Performance and capacity management - AWS Cloud Adoption Framework: Operations Perspective

Performance and capacity management

Monitor workload performance and ensure that capacity meets current and future demands.

To ensure that your applications fulfil their business purpose, it’s essential to measure performance and ensure that you do not reach capacity limits. Although the AWS Cloud can allow you to scale to unparalleled levels, it’s important to understand that there are performance considerations and service quotas that need to be measured and acted upon.

Start

Many AWS services publish metrics to Amazon CloudWatch that should form the basis of the absolute minimum metrics you should be monitoring and alerting upon. As stated in the observability section of this whitepaper, you should also monitor and alert upon metrics collected from AWS using the CloudWatch agent or AWS Distro for OpenTelemetry for Amazon EC2 instances as well as managed services. For large scale applications, ensure that you load test your application in pre-production environments to gauge where you may reach performance limits.

While the cloud offers virtually infinite scalability, even for the largest organizations and applications, it’s important to remember that managed services have quotas (formerly referred to as limits) that are designed to help guarantee the availability of AWS resources, and prevent accidental provisioning of more resources than needed. You must anticipate these quotas by running load tests in pre-production environments, to anticipate demand in production. These tests are vital to ensure that you do not encounter any unanticipated service quotas or hit any limits encountered by the design of your application.

Use Amazon CloudWatch metrics that are provided by AMS, as well as metrics provided by your EC2 instances through the CloudWatch agent, to ensure that your application will respond according to your business requirements. It is vital that you test these against service quotas in pre-production before deploying to production, but you must also continuously monitor these metrics in production. It is possible, and often desirable, that your actual demand will outstrip your anticipated demand. If this is the case, you need to have mechanisms that alert you to such changes so that you can respond accordingly.

AWS Service Quotas is a service that enables you to view and manage your quotas for AWS services from a central location. Along with looking up the quota values, you can also request a quota increase, monitor the usage of specific services API actions, and create alerts for them directly from the Service Quotas console. AWS Trusted Advisor gives you additional insight as to whether or not you are approaching or breaching limits.

Advance

To make full use of the tools available to you to measure performance, you need to monitor your metrics and make use of AWS services that give you enhanced insights. To gain full visibility into your applications’ performance, you need to implement distributed tracing, one of the three pillars of observability.

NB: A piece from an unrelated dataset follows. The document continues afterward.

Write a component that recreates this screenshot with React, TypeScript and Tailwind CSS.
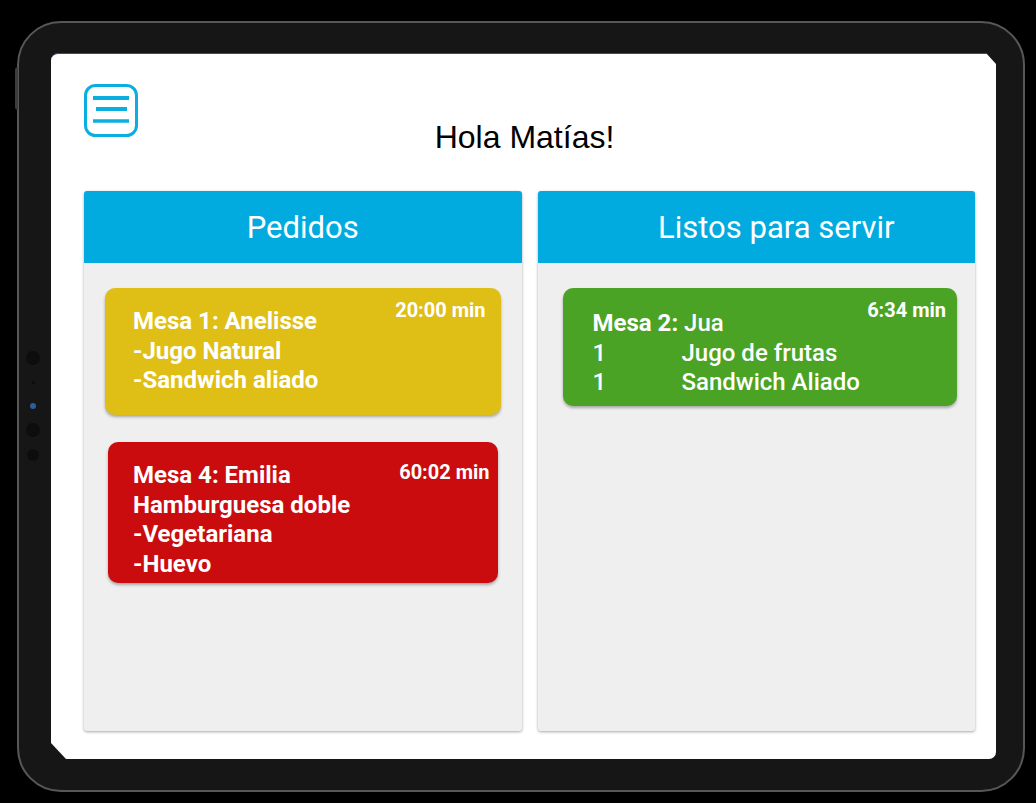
const roboto = "font-['Roboto',sans-serif]";

function MenuIcon() {
  return (
    <svg width="54" height="53" viewBox="0 0 54 53" className="block">
      <rect x="1.5" y="1.5" width="51" height="50" rx="10" fill="none" stroke="#0aaee0" strokeWidth="3" />
      <line x1="9" y1="14" x2="45" y2="14" stroke="#0aaee0" strokeWidth="4" />
      <line x1="12" y1="25" x2="43" y2="25" stroke="#0aaee0" strokeWidth="4" />
      <line x1="9" y1="37" x2="45" y2="37" stroke="#0aaee0" strokeWidth="3.5" />
    </svg>
  );
}

function PanelHeader({ title, offset }: { title: string; offset?: boolean }) {
  return (
    <div
      className={`h-[72px] flex items-center justify-center bg-[#02abdf] rounded-t-[3px] ${offset ? "pl-[40px]" : ""}`}
    >
      <span className={`${roboto} text-[31px] leading-none text-white`}>{title}</span>
    </div>
  );
}

export default function App() {
  return (
    <div className="min-h-screen w-full bg-black pl-[17px] pt-[21px]">
      <div className="relative w-[1008px] h-[771px] rounded-[44px] border-2 border-[#575757] bg-[#161616] pl-[32px] pt-[30px] pr-[27px] pb-[31px]">
        {/* side button + sensors */}
        <div className="absolute -left-[4px] top-[44px] w-[3px] h-[43px] bg-[#3c3c3c] rounded-l-sm" />
        <div className="absolute left-[7px] top-[328px] w-[14px] h-[14px] rounded-full bg-[#0d0d0d]" />
        <div className="absolute left-[13px] top-[358px] w-[3px] h-[3px] rounded-full bg-[#0b0b0b]" />
        <div className="absolute left-[11px] top-[380px] w-[6px] h-[6px] rounded-full bg-[#2a5e9c]" />
        <div className="absolute left-[7px] top-[400px] w-[14px] h-[14px] rounded-full bg-[#0d0d0d]" />
        <div className="absolute left-[8px] top-[426px] w-[12px] h-[12px] rounded-full bg-[#0d0d0d]" />

        {/* screen */}
        <div className="h-full w-full bg-white border-t border-[#3c4a78] rounded-[7px] [clip-path:polygon(0_0,calc(100%_-_10px)_0,100%_11px,100%_100%,15px_100%,0_calc(100%_-_16px))] pl-[33px] pr-[21px] pt-[30px]">
          <MenuIcon />
          <h1 className="-mt-[16px] pr-[10px] text-center text-[32px] leading-none text-black font-['Liberation_Sans',Arial,sans-serif]">
            Hola Matías!
          </h1>

          <div className="mt-[38px] flex gap-[16px] h-[540px]">
            {/* Pedidos */}
            <div className="flex-1 flex flex-col bg-[#efefef] rounded-[3px] shadow-[0_1px_3px_rgba(0,0,0,0.35)]">
              <PanelHeader title="Pedidos" />
              <div className={`${roboto} text-white`}>
                <div className="relative mt-[25px] mx-[21px] h-[127px] rounded-[10px] bg-[#dfbf16] shadow-[0_2px_3px_rgba(0,0,0,0.3)] pt-[19px] pl-[28px]">
                  <span className="absolute right-[15px] top-[12px] text-[20px] leading-none font-bold">20:00 min</span>
                  <div className="text-[24px] leading-[29.5px] font-bold">
                    <p>Mesa 1: Anelisse</p>
                    <p>-Jugo Natural</p>
                    <p>-Sandwich aliado</p>
                  </div>
                </div>
                <div className="relative mt-[27px] mx-[24px] h-[141px] rounded-[10px] bg-[#ca0c0f] shadow-[0_2px_3px_rgba(0,0,0,0.3)] pt-[19px] pl-[25px]">
                  <span className="absolute right-[8px] top-[20px] text-[20px] leading-none font-bold">60:02 min</span>
                  <div className="text-[24px] leading-[29.5px] font-bold">
                    <p>Mesa 4: Emilia</p>
                    <p>Hamburguesa doble</p>
                    <p>-Vegetariana</p>
                    <p>-Huevo</p>
                  </div>
                </div>
              </div>
            </div>

            {/* Listos para servir */}
            <div className="flex-1 flex flex-col bg-[#efefef] rounded-[3px] shadow-[0_1px_3px_rgba(0,0,0,0.35)]">
              <PanelHeader title="Listos para servir" offset />
              <div className={`${roboto} text-white`}>
                <div className="relative mt-[25px] ml-[25px] mr-[18px] h-[118px] rounded-[10px] bg-[#4aa325] shadow-[0_2px_3px_rgba(0,0,0,0.3)] pt-[21px] pl-[30px]">
                  <span className="absolute right-[11px] top-[12px] text-[20px] leading-none font-bold">6:34 min</span>
                  <div className="text-[24px] leading-[29.5px] font-medium">
                    <p>
                      <span className="font-bold">Mesa 2:</span> Jua
                    </p>
                    <p className="flex">
                      <span className="w-[89px]">1</span>
                      <span>Jugo de frutas</span>
                    </p>
                    <p className="flex">
                      <span className="w-[89px]">1</span>
                      <span>Sandwich Aliado</span>
                    </p>
                  </div>
                </div>
              </div>
            </div>
          </div>
        </div>
      </div>
    </div>
  );
}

AWS X-Ray is a distributed tracing system that can help you gain insights into how your applications communicate between each other, measure performance of functions or lines of code, and provide analytics capabilities correlated with other signals, such as metrics and logs. Additionally, CloudWatch Log Insights, Lambda Insights, Container Insights, and Metric Insights enable you to use enhanced insights into how your application is performing.

While load testing gives you an idea of how well your application sustains its performance at certain amount of traffic and its associated infrastructure capacity, your infrastructure will probably not always be performing at that level. This is why it’s vital that you implement Auto Scaling for horizontal scaling wherever possible to allow your infrastructure to scale according to the traffic. AWS Auto Scaling helps your application scale by monitoring and adjusting capacity using metrics and user-defined thresholds.

Multiple AWS services provide serverless offerings, where AWS shifts the shared responsibility model from you to AWS. AWS takes most of the work such as scaling, servers/systems patching, and management. This lets you focus on your business use case and spend more time on innovation. When working with databases, AWS offers more than 15 purpose-built, fully managed database engines to choose from according to your use cases. Orchestrating containers at scale can be daunting and that’s why AWS offers Amazon EKS, Amazon ECS, AWS Fargate, and other container services to make it easier to manage your underlying infrastructure. Choosing the right service and architecture for the job helps you achieve better performance and less management overhead.

Excel

Use testing to evaluate performance and capacity limits, and use scaling mechanisms to help you sustain your customer traffic and growth. You should adopt flexible architectures that enable you to scale globally. Extending your infrastructure to multiple regions can give you that extra mile of capacity. Using the tools discussed in the Observability section of this whitepaper, such as CloudWatch RUM, you can understand the performance impact on your customers around the globe and deploy accordingly.

Testing your applications should not be a one-time event before going to production. Continuously testing your applications helps you detect customer impact when issues occur and can surface issues before technical metrics become available. Use CloudWatch Synthetics and CloudWatch RUM as described in the Observability section to continuously monitor application performance, including when you have no active users. Build experimentations and design your applications around failures to help recover quickly. AWS FIS is a fully managed service to help you run experiments safely and easily implement chaos engineering. Chaos engineering is the practice of stressing an application in testing or production environments by creating disruptive events, such as sudden increase in CPU or memory consumption, observing how the system responds, and implementing improvements.